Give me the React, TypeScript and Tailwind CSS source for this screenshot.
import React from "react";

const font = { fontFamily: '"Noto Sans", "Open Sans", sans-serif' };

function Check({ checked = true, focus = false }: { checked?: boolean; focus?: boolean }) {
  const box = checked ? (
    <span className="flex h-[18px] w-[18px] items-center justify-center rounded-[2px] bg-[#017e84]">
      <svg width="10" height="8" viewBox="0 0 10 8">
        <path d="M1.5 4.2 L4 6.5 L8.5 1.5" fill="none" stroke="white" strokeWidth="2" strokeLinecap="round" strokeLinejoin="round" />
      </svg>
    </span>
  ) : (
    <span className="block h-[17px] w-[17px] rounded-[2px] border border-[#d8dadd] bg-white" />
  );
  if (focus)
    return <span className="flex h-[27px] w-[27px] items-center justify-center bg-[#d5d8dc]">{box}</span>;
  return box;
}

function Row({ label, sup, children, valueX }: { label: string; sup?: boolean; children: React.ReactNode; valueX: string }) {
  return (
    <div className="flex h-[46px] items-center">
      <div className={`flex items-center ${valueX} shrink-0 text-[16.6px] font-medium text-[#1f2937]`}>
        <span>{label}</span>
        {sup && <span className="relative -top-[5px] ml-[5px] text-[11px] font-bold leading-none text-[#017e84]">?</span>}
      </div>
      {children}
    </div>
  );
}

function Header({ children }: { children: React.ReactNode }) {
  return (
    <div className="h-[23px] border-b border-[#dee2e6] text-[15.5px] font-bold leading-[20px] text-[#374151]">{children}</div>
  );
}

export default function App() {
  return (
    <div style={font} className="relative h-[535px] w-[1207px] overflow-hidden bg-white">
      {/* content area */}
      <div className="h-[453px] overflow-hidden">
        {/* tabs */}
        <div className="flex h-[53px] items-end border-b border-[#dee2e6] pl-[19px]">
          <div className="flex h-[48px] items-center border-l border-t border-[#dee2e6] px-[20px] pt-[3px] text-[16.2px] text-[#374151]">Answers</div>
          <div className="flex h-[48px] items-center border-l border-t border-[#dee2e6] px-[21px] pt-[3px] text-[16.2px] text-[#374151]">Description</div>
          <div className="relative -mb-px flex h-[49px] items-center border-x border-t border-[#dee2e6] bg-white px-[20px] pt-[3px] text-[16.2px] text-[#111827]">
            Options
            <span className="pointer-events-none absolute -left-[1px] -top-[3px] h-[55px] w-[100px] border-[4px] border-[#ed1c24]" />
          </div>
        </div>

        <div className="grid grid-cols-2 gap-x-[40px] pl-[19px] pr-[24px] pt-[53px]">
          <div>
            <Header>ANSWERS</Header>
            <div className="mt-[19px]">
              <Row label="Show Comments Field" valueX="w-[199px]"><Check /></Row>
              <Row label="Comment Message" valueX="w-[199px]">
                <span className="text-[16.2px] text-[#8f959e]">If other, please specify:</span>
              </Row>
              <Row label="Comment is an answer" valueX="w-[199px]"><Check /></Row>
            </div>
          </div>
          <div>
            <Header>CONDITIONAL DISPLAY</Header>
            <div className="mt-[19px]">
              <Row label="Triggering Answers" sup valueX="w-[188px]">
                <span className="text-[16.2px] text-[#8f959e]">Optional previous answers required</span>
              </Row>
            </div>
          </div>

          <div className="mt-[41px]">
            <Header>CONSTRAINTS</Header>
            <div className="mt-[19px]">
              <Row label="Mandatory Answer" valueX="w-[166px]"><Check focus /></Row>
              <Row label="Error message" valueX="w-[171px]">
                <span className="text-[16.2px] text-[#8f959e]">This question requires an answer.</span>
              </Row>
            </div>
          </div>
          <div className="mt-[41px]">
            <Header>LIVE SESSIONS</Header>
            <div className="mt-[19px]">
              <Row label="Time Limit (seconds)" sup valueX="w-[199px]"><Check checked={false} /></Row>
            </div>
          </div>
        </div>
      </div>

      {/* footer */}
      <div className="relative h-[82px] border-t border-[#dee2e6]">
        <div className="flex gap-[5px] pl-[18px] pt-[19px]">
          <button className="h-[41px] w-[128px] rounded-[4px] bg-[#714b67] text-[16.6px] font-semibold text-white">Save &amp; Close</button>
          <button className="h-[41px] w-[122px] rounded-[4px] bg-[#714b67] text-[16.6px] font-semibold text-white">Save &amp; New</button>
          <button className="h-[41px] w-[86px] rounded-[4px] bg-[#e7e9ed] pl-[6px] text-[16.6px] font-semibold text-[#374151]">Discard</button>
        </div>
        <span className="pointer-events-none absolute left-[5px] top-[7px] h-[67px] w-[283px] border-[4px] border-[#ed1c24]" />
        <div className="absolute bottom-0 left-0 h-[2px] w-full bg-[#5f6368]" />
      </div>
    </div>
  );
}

Work to be completed
Output the lines above verbatim and in full.

Exercise solution
Give me the React, TypeScript and Tailwind CSS source for this screenshot.
import React from "react";

const font = { fontFamily: '"Noto Sans", "Open Sans", sans-serif' };

function Check({ checked = true, focus = false }: { checked?: boolean; focus?: boolean }) {
  const box = checked ? (
    <span className="flex h-[18px] w-[18px] items-center justify-center rounded-[2px] bg-[#017e84]">
      <svg width="10" height="8" viewBox="0 0 10 8">
        <path d="M1.5 4.2 L4 6.5 L8.5 1.5" fill="none" stroke="white" strokeWidth="2" strokeLinecap="round" strokeLinejoin="round" />
      </svg>
    </span>
  ) : (
    <span className="block h-[17px] w-[17px] rounded-[2px] border border-[#d8dadd] bg-white" />
  );
  if (focus)
    return <span className="flex h-[27px] w-[27px] items-center justify-center bg-[#d5d8dc]">{box}</span>;
  return box;
}

function Row({ label, sup, children, valueX }: { label: string; sup?: boolean; children: React.ReactNode; valueX: string }) {
  return (
    <div className="flex h-[46px] items-center">
      <div className={`flex items-center ${valueX} shrink-0 text-[16.6px] font-medium text-[#1f2937]`}>
        <span>{label}</span>
        {sup && <span className="relative -top-[5px] ml-[5px] text-[11px] font-bold leading-none text-[#017e84]">?</span>}
      </div>
      {children}
    </div>
  );
}

function Header({ children }: { children: React.ReactNode }) {
  return (
    <div className="h-[23px] border-b border-[#dee2e6] text-[15.5px] font-bold leading-[20px] text-[#374151]">{children}</div>
  );
}

export default function App() {
  return (
    <div style={font} className="relative h-[535px] w-[1207px] overflow-hidden bg-white">
      {/* content area */}
      <div className="h-[453px] overflow-hidden">
        {/* tabs */}
        <div className="flex h-[53px] items-end border-b border-[#dee2e6] pl-[19px]">
          <div className="flex h-[48px] items-center border-l border-t border-[#dee2e6] px-[20px] pt-[3px] text-[16.2px] text-[#374151]">Answers</div>
          <div className="flex h-[48px] items-center border-l border-t border-[#dee2e6] px-[21px] pt-[3px] text-[16.2px] text-[#374151]">Description</div>
          <div className="relative -mb-px flex h-[49px] items-center border-x border-t border-[#dee2e6] bg-white px-[20px] pt-[3px] text-[16.2px] text-[#111827]">
            Options
            <span className="pointer-events-none absolute -left-[1px] -top-[3px] h-[55px] w-[100px] border-[4px] border-[#ed1c24]" />
          </div>
        </div>

        <div className="grid grid-cols-2 gap-x-[40px] pl-[19px] pr-[24px] pt-[53px]">
          <div>
            <Header>ANSWERS</Header>
            <div className="mt-[19px]">
              <Row label="Show Comments Field" valueX="w-[199px]"><Check /></Row>
              <Row label="Comment Message" valueX="w-[199px]">
                <span className="text-[16.2px] text-[#8f959e]">If other, please specify:</span>
              </Row>
              <Row label="Comment is an answer" valueX="w-[199px]"><Check /></Row>
            </div>
          </div>
          <div>
            <Header>CONDITIONAL DISPLAY</Header>
            <div className="mt-[19px]">
              <Row label="Triggering Answers" sup valueX="w-[188px]">
                <span className="text-[16.2px] text-[#8f959e]">Optional previous answers required</span>
              </Row>
            </div>
          </div>

          <div className="mt-[41px]">
            <Header>CONSTRAINTS</Header>
            <div className="mt-[19px]">
              <Row label="Mandatory Answer" valueX="w-[166px]"><Check focus /></Row>
              <Row label="Error message" valueX="w-[171px]">
                <span className="text-[16.2px] text-[#8f959e]">This question requires an answer.</span>
              </Row>
            </div>
          </div>
          <div className="mt-[41px]">
            <Header>LIVE SESSIONS</Header>
            <div className="mt-[19px]">
              <Row label="Time Limit (seconds)" sup valueX="w-[199px]"><Check checked={false} /></Row>
            </div>
          </div>
        </div>
      </div>

      {/* footer */}
      <div className="relative h-[82px] border-t border-[#dee2e6]">
        <div className="flex gap-[5px] pl-[18px] pt-[19px]">
          <button className="h-[41px] w-[128px] rounded-[4px] bg-[#714b67] text-[16.6px] font-semibold text-white">Save &amp; Close</button>
          <button className="h-[41px] w-[122px] rounded-[4px] bg-[#714b67] text-[16.6px] font-semibold text-white">Save &amp; New</button>
          <button className="h-[41px] w-[86px] rounded-[4px] bg-[#e7e9ed] pl-[6px] text-[16.6px] font-semibold text-[#374151]">Discard</button>
        </div>
        <span className="pointer-events-none absolute left-[5px] top-[7px] h-[67px] w-[283px] border-[4px] border-[#ed1c24]" />
        <div className="absolute bottom-0 left-0 h-[2px] w-full bg-[#5f6368]" />
      </div>
    </div>
  );
}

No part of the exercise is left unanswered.